● YOUR OBJECTIVE: Your task is to reproduce, verbatim and without pictures, the lines from the opening of the listing through the line containing "import React from".

● PROVIDED MATERIAL:
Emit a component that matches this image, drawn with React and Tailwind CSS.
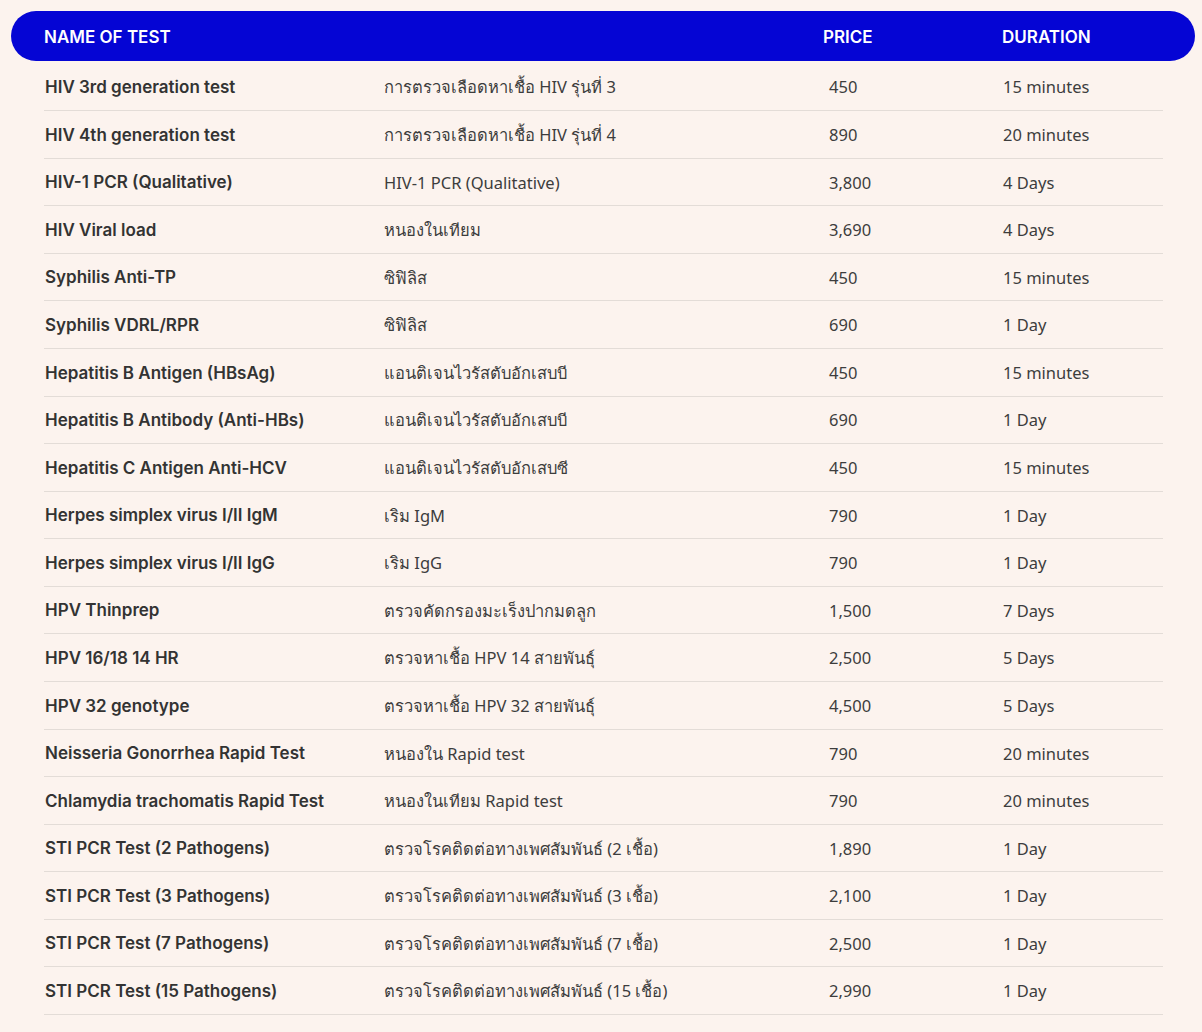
import React from "react";

const rows = [
  ["HIV 3rd generation test", "การตรวจเลือดหาเชื้อ HIV รุ่นที่ 3", "450", "15 minutes"],
  ["HIV 4th generation test", "การตรวจเลือดหาเชื้อ HIV รุ่นที่ 4", "890", "20 minutes"],
  ["HIV-1 PCR (Qualitative)", "HIV-1 PCR (Qualitative)", "3,800", "4 Days"],
  ["HIV Viral load", "หนองในเทียม", "3,690", "4 Days"],
  ["Syphilis Anti-TP", "ซิฟิลิส", "450", "15 minutes"],
  ["Syphilis VDRL/RPR", "ซิฟิลิส", "690", "1 Day"],
  ["Hepatitis B Antigen (HBsAg)", "แอนติเจนไวรัสตับอักเสบบี", "450", "15 minutes"],
  ["Hepatitis B Antibody (Anti-HBs)", "แอนติเจนไวรัสตับอักเสบบี", "690", "1 Day"],
  ["Hepatitis C Antigen Anti-HCV", "แอนติเจนไวรัสตับอักเสบซี", "450", "15 minutes"],
  ["Herpes simplex virus I/II IgM", "เริม IgM", "790", "1 Day"],
  ["Herpes simplex virus I/II IgG", "เริม IgG", "790", "1 Day"],
  ["HPV Thinprep", "ตรวจคัดกรองมะเร็งปากมดลูก", "1,500", "7 Days"],
  ["HPV 16/18 14 HR", "ตรวจหาเชื้อ HPV 14 สายพันธุ์", "2,500", "5 Days"],
  ["HPV 32 genotype", "ตรวจหาเชื้อ HPV 32 สายพันธุ์", "4,500", "5 Days"],
  ["Neisseria Gonorrhea Rapid Test", "หนองใน Rapid test", "790", "20 minutes"],
  ["Chlamydia trachomatis Rapid Test", "หนองในเทียม Rapid test", "790", "20 minutes"],
  ["STI PCR Test (2 Pathogens)", "ตรวจโรคติดต่อทางเพศสัมพันธ์ (2 เชื้อ)", "1,890", "1 Day"],
  ["STI PCR Test (3 Pathogens)", "ตรวจโรคติดต่อทางเพศสัมพันธ์ (3 เชื้อ)", "2,100", "1 Day"],
  ["STI PCR Test (7 Pathogens)", "ตรวจโรคติดต่อทางเพศสัมพันธ์ (7 เชื้อ)", "2,500", "1 Day"],
  ["STI PCR Test (15 Pathogens)", "ตรวจโรคติดต่อทางเพศสัมพันธ์ (15 เชื้อ)", "2,990", "1 Day"],
];

export default function App() {
  return (
    <div className="min-h-[1032px] bg-[#fcf3ee] pt-[11px] pl-[11px] pr-[7px] font-['Inter','Noto_Sans',sans-serif] text-[#333333]">
      {/* Header */}
      <div className="grid h-[50px] grid-cols-[340px_439px_179px_1fr] items-center rounded-full bg-[#0505d4] pl-[33px] pt-[3px] text-[17px] font-semibold text-white">
        <div>NAME OF TEST</div>
        <div></div>
        <div>PRICE</div>
        <div>DURATION</div>
      </div>

      {/* Rows */}
      <div className="ml-[33px] mr-[32px] mt-[2.5px]">
        {rows.map((r) => (
          <div
            key={r[0]}
            className="grid h-[47.58px] grid-cols-[340px_439px_179px_1fr] items-center border-b border-[#e3dcd7] pt-[2px] text-[16.5px]"
          >
            <div className="pl-px text-[17px] font-semibold">{r[0]}</div>
            <div className="font-['Noto_Sans',sans-serif] text-[#3d3d3d]">{r[1]}</div>
            <div className="pl-[6px] font-['Noto_Sans',sans-serif] text-[#3d3d3d]">{r[2]}</div>
            <div className="pl-px font-['Noto_Sans',sans-serif] text-[#3d3d3d]">{r[3]}</div>
          </div>
        ))}
      </div>
    </div>
  );
}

● RESPONSE TO THE EXERCISE:
Emit a component that matches this image, drawn with React and Tailwind CSS.
import React from "react";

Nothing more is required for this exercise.